The most impressive building in Cathcart is Alexander ‘Greek’ Thomson’s Holmwood House (61-63 Netherlee Road). A Category A-listed building owned by the National Trust for Scotland, it’s believed to have influenced Frank Lloyd Wright. If you’re not sure who that is, he’s the fellow Simon & Garfunkel crooned about in that famous song. (To be clear, he’s not the alter ego of Mrs Robinson.)

Where to eat

On your way to Snuff Mill you’ll spot The Old Smiddy on Old Castle Road, which is not to be missed. An authentic oak-beamed village pub with a wide selection of real ales and hearty meals. The Now on Clarkston Road is a more modern affair. So modern its vegan nosh isn’t called vegan nosh. It’s called plant based food, instead.

Opposites attract, which might explain why next door to The Now is the Steak Lounge and Grill (5A Clarkston Road). As you’d expect, it’s mostly about the munching of meat. Or should that be dead animal based food? Talking of animals, the White Elephant is nearby on 128 Merrylee Road. They say elephants never forget. Unfortunately the last time I was in the White Elephant my waitress did forget. To serve me. So I left, with what could probably be called a ravenous based rumble in my stomach.

Where to shop

Bumblebee @ Paul Hodgkiss Designs (200 Clarkston Road) is one of those stores packed to the rafters with cute clutter. Candles, jewellery, clothes etc. Watch the step on your way in, or you could end up with a cute clunk to the head.

The Chest, Heart and Stroke Scotland charity shop on Clarkston Road is shabby chic without the chic. That’s probably unfair. The service is friendly, and there’s lots of second hand odds and ends to browse, and a wide selection of books. Especially if you like the authors Bill Bryson, Bill Bryson and Bill Bryson. (Not forgetting Bill Bryson.)

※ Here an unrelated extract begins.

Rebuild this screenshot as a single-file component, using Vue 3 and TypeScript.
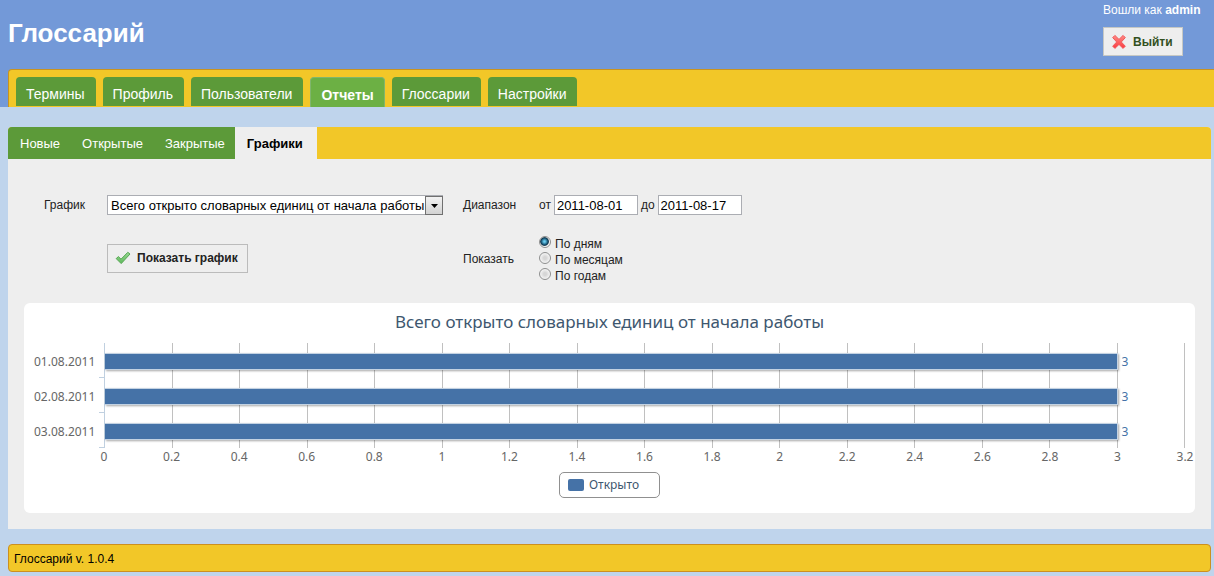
<script setup lang="ts">
import { ref } from 'vue'

interface Tab {
  title: string
  active?: boolean
}

interface Row {
  date: string
  value: number
}

const tabs: Tab[] = [
  { title: 'Термины' },
  { title: 'Профиль' },
  { title: 'Пользователи' },
  { title: 'Отчеты', active: true },
  { title: 'Глоссарии' },
  { title: 'Настройки' },
]

const subTabs: Tab[] = [
  { title: 'Новые' },
  { title: 'Открытые' },
  { title: 'Закрытые' },
  { title: 'Графики', active: true },
]

const chartTitle = 'Всего открыто словарных единиц от начала работы'
const periods = ['По дням', 'По месяцам', 'По годам']

const report = ref(chartTitle)
const dateFrom = ref('2011-08-01')
const dateTo = ref('2011-08-17')
const period = ref(periods[0])

const axisMax = 3.2
const steps = 16
const ticks = Array.from({ length: steps + 1 }, (_, i) => String(Math.round(i * 2) / 10))

const rows: Row[] = [
  { date: '01.08.2011', value: 3 },
  { date: '02.08.2011', value: 3 },
  { date: '03.08.2011', value: 3 },
]

const barWidth = (value: number): string => `${(value / axisMax) * 100}%`
</script>

<template>
  <div class="page">
    <header class="header">
      <div class="top">
        <h1 class="brand">Глоссарий</h1>
        <div class="user">
          <div class="who">Вошли как <strong>admin</strong></div>
          <button type="button" class="btn btn-exit">
            <svg width="16" height="16" viewBox="0 0 16 16" aria-hidden="true">
              <defs>
                <linearGradient id="cross" x1="0" y1="0" x2="0" y2="1">
                  <stop offset="0" stop-color="#ff8a84" />
                  <stop offset="1" stop-color="#fa3a40" />
                </linearGradient>
              </defs>
              <path
                d="M3.9 1.4 8 5.4l4.1-4 2.2 2.2L10.3 8l4 4.2-2.2 2.2L8 10.4l-4.1 4-2.2-2.2L5.7 8l-4-4.4z"
                fill="url(#cross)"
                stroke="#f0595a"
                stroke-width="1"
                stroke-linejoin="round"
              />
            </svg>
            Выйти
          </button>
        </div>
      </div>
      <nav class="tabs">
        <a v-for="t in tabs" :key="t.title" href="#" class="tab" :class="{ active: t.active }">{{ t.title }}</a>
      </nav>
    </header>

    <main class="panel">
      <nav class="subtabs">
        <a v-for="t in subTabs" :key="t.title" href="#" class="subtab" :class="{ active: t.active }">{{ t.title }}</a>
      </nav>

      <div class="content">
        <form class="filters" @submit.prevent>
          <label for="report">График</label>
          <div class="picker">
            <select id="report" v-model="report" class="field">
              <option>{{ chartTitle }}</option>
            </select>
            <span class="arrow">
              <svg width="7" height="4" viewBox="0 0 7 4" aria-hidden="true"><path d="M0 0h7L3.5 4z" fill="#000" /></svg>
            </span>
          </div>
          <span>Диапазон</span>
          <div class="range">
            <label for="from">от</label>
            <input id="from" v-model="dateFrom" type="text" class="field date" />
            <label for="to">до</label>
            <input id="to" v-model="dateTo" type="text" class="field date" />
          </div>

          <div class="submit">
            <button type="submit" class="btn">
              <svg width="16" height="16" viewBox="0 0 16 16" aria-hidden="true">
                <defs>
                  <linearGradient id="tick" x1="0" y1="0" x2="0" y2="1">
                    <stop offset="0" stop-color="#9ad894" />
                    <stop offset="1" stop-color="#5cb85a" />
                  </linearGradient>
                </defs>
                <path
                  d="M1.2 8.6 3.4 6.6 6 9.2 12.8 2.3 15 4 6.2 13.6z"
                  fill="url(#tick)"
                  stroke="#55a652"
                  stroke-width="1"
                  stroke-linejoin="round"
                />
              </svg>
              Показать график
            </button>
          </div>
          <span id="period-label">Показать</span>
          <div class="periods" role="radiogroup" aria-labelledby="period-label">
            <label v-for="p in periods" :key="p" class="period">
              <input v-model="period" type="radio" name="period" :value="p" />
              <span>{{ p }}</span>
            </label>
          </div>
        </form>

        <section class="chart">
          <h2 class="chart-title">{{ chartTitle }}</h2>
          <div class="plot">
            <div class="dates">
              <div v-for="r in rows" :key="r.date" class="date-label">{{ r.date }}</div>
            </div>
            <div class="marks">
              <i v-for="r in rows" :key="r.date"></i>
            </div>
            <div class="lines">
              <i v-for="n in steps" :key="n"></i>
            </div>
            <div class="bars">
              <div v-for="r in rows" :key="r.date" class="bar-row">
                <div class="bar" :style="{ width: barWidth(r.value) }"></div>
                <span class="value">{{ r.value }}</span>
              </div>
            </div>
            <div class="axis">
              <span v-for="t in ticks" :key="t" class="axis-label">{{ t }}</span>
            </div>
          </div>
          <div class="legend"><i class="swatch"></i>Открыто</div>
        </section>
      </div>
    </main>

    <footer class="footer">Глоссарий v. 1.0.4</footer>
  </div>
</template>

<style>
html {
  min-height: 100%;
  background: #bfd4ec;
}

body {
  margin: 0;
}
</style>

<style scoped>
.page {
  font: 12px/16px 'Liberation Sans', Arial, sans-serif;
  color: #222;
}

.page * {
  box-sizing: border-box;
}

a {
  text-decoration: none;
}

.header {
  background: #7399d8;
}

.top {
  display: flex;
  justify-content: space-between;
  align-items: flex-start;
  height: 69px;
  padding: 0 13px 0 8px;
}

.brand {
  margin: 18px 0 0;
  font-size: 26px;
  line-height: 30px;
  font-weight: bold;
  color: #fff;
}

.user {
  min-width: 98px;
  padding-top: 2px;
  color: #fff;
}

.btn {
  display: flex;
  align-items: center;
  gap: 6px;
  height: 29px;
  padding: 0 9px 0 7px;
  border: 1px solid #bbb;
  background: #eee;
  font: bold 12px/16px 'Liberation Sans', Arial, sans-serif;
  color: #222;
}

.btn-exit {
  margin-top: 9px;
  border-color: #c6c8c4;
  color: #33501f;
}

.tabs {
  display: flex;
  gap: 7px;
  margin-left: 8px;
  padding: 7px 7px 0;
  border: 1px solid #c9931f;
  border-width: 1px 0 0 1px;
  border-top-left-radius: 4px;
  background: #f2c728;
}

.tab {
  height: 29px;
  margin-bottom: 1px;
  padding: 0 11px 0 10px;
  border-radius: 4px 4px 0 0;
  background: #5c9a39;
  font-size: 14px;
  line-height: 34px;
  color: #fff;
}

.tab.active {
  height: 30px;
  margin-bottom: 0;
  padding: 0 10px;
  border: 1px solid #7fb66c;
  border-bottom: 0;
  background: #6cb044;
  font-weight: bold;
}

.panel {
  margin: 20px 3px 0 8px;
  border-radius: 4px 4px 0 0;
  background: #eee;
  overflow: hidden;
}

.subtabs {
  display: flex;
  background: #f2c728;
}

.subtab {
  height: 32px;
  padding: 0 10px 0 12px;
  background: #5c9a39;
  font-size: 13px;
  line-height: 34px;
  color: #fff;
}

.subtab.active {
  padding-right: 14px;
  background: #eee;
  font-weight: bold;
  color: #000;
}

.content {
  padding: 36px 16px 16px;
}

.filters {
  display: grid;
  grid-template-columns: 63px 356px 76px auto;
  row-gap: 20px;
  align-items: center;
  justify-content: start;
  margin-left: 20px;
}

.field {
  height: 20px;
  border: 1px solid #abadb3;
  border-radius: 0;
  background: #fff;
  font: 13px/16px 'Liberation Sans', Arial, sans-serif;
  color: #000;
}

.picker {
  position: relative;
  width: 336px;
}

.picker .field {
  display: block;
  width: 100%;
  padding: 1px 17px 0 3px;
  appearance: none;
}

.arrow {
  position: absolute;
  top: 1px;
  right: 0;
  bottom: 0;
  display: flex;
  align-items: center;
  justify-content: center;
  width: 18px;
  border: 1px solid #707070;
  background: linear-gradient(#f2f2f2, #d2d2d2);
  pointer-events: none;
}

.range {
  display: flex;
  align-items: center;
  gap: 3px;
}

.date {
  width: 84px;
  padding: 0 2px;
}

.submit {
  grid-column: 2;
  display: flex;
  padding-bottom: 2px;
}

.period {
  display: flex;
  align-items: flex-start;
  gap: 4px;
  height: 16px;
  line-height: 18px;
}

.period input {
  width: 12px;
  height: 12px;
  margin: 1px 0 0;
  border: 1px solid #8e8f8f;
  border-radius: 50%;
  appearance: none;
  background: radial-gradient(circle, #d6d6d6 0 20%, #f8f8f8 75%);
}

.period input:checked {
  background: radial-gradient(circle at 45% 45%, #6cd0f4 0 8%, #14506f 42%, #0e3248 50%, #f4f4f4 62%);
}

.chart {
  margin-top: 20px;
  padding: 8px 10px 15px;
  border-radius: 6px;
  background: #fff;
  font: 12px/16px 'Noto Sans', sans-serif;
  color: #666;
}

.chart-title {
  margin: 0 0 10px;
  font-size: 17px;
  line-height: 22px;
  font-weight: normal;
  text-align: center;
  color: #3e576f;
}

.plot {
  display: grid;
  grid-template-columns: 65px 5px minmax(0, 1fr);
  grid-template-rows: 105px 23px;
}

.dates,
.marks,
.bars {
  display: grid;
  grid-template-rows: repeat(3, 1fr);
}

.date-label {
  display: flex;
  align-items: center;
  justify-content: flex-end;
  padding: 2px 4px 0 0;
}

.marks i {
  border-bottom: 1px solid #c0d0e0;
}

.lines {
  grid-area: 1 / 3;
  display: grid;
  grid-template-columns: repeat(16, 1fr);
  border-left: 1px solid #c0d0e0;
}

.lines i {
  border-right: 1px solid #c0c0c0;
}

.bars {
  grid-area: 1 / 3;
  z-index: 1;
  padding-left: 1px;
}

.bar-row {
  display: flex;
  align-items: center;
  gap: 4px;
  padding-top: 2px;
}

.bar {
  height: 17px;
  border: 1px solid #c3d2e2;
  border-left: 0;
  background: #4572a7;
  box-shadow: 1px 1px 2px rgba(0, 0, 0, 0.35);
}

.value {
  color: #4572a7;
}

.axis {
  grid-area: 2 / 3;
  display: flex;
  justify-content: space-between;
}

.axis-label {
  display: flex;
  justify-content: center;
  width: 0;
  padding-top: 1px;
}

.legend {
  display: flex;
  align-items: center;
  gap: 5px;
  width: fit-content;
  height: 26px;
  margin: 1px auto 0;
  padding: 0 20px 0 8px;
  border: 1px solid #909090;
  border-radius: 5px;
  color: #3e576f;
}

.swatch {
  width: 16px;
  height: 12px;
  border-radius: 2px;
  background: #4572a7;
}

.footer {
  margin: 15px 3px 4px 8px;
  padding: 6px 5px 4px;
  border: 1px solid #cc8f20;
  border-radius: 4px;
  background: #f2c728;
  color: #000;
}
</style>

One of my most fun finds in Cathcart is Koo-ee Interiors and Gifts (1 Old Castle Road). I’d go so far as to say it’s my favourite interior design studio slash café and gift shop in the whole wide world. And not just because it’s the only interior design studio slash café and gift shop I’ve visited. If you’re in dire need of both a posh pineapple tart and a freshly upholstered sofa, this is the place to come.